From: Christian Brauner <brauner@kernel.org>
To: Yang Xu <xuyang2018.jy@fujitsu.com>,
Dave Chinner <david@fromorbit.com>,
"Darrick J. Wong" <djwong@kernel.org>,
Matthew Wilcox <willy@infradead.org>,
Jeff Layton <jlayton@kernel.org>,
Miklos Szeredi <miklos@szeredi.hu>
Cc: Amir Goldstein <amir73il@gmail.com>,
linux-fsdevel <linux-fsdevel@vger.kernel.org>,
ceph-devel <ceph-devel@vger.kernel.org>,
Al Viro <viro@zeniv.linux.org.uk>
Subject: Re: [PATCH v8 3/4] fs: move S_ISGID stripping into the vfs
Date: Wed, 27 Apr 2022 11:22:01 +0200 [thread overview]
Message-ID: <20220427092201.wvsdjbnc7b4dttaw@wittgenstein> (raw)

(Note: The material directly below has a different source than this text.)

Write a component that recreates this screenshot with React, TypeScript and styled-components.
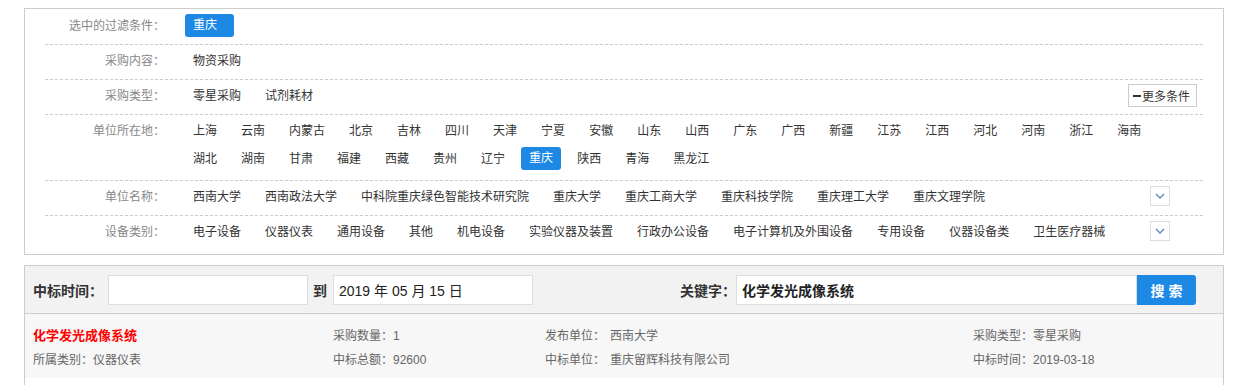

In-Reply-To: <20220426145349.zxmahoq2app2lhip@wittgenstein>
On Tue, Apr 26, 2022 at 04:53:49PM +0200, Christian Brauner wrote:
> On Tue, Apr 26, 2022 at 01:52:11PM +0200, Miklos Szeredi wrote:
> > On Tue, 26 Apr 2022 at 13:21, Amir Goldstein <amir73il@gmail.com> wrote:
> > >
> > > On Tue, Apr 26, 2022 at 1:38 PM Christian Brauner <brauner@kernel.org> wrote:
> >
> > > > One thing that I just remembered and which I think I haven't mentioned
> > > > so far is that moving S_ISGID stripping from filesystem callpaths into
> > > > the vfs callpaths means that we're hoisting this logic out of vfs_*()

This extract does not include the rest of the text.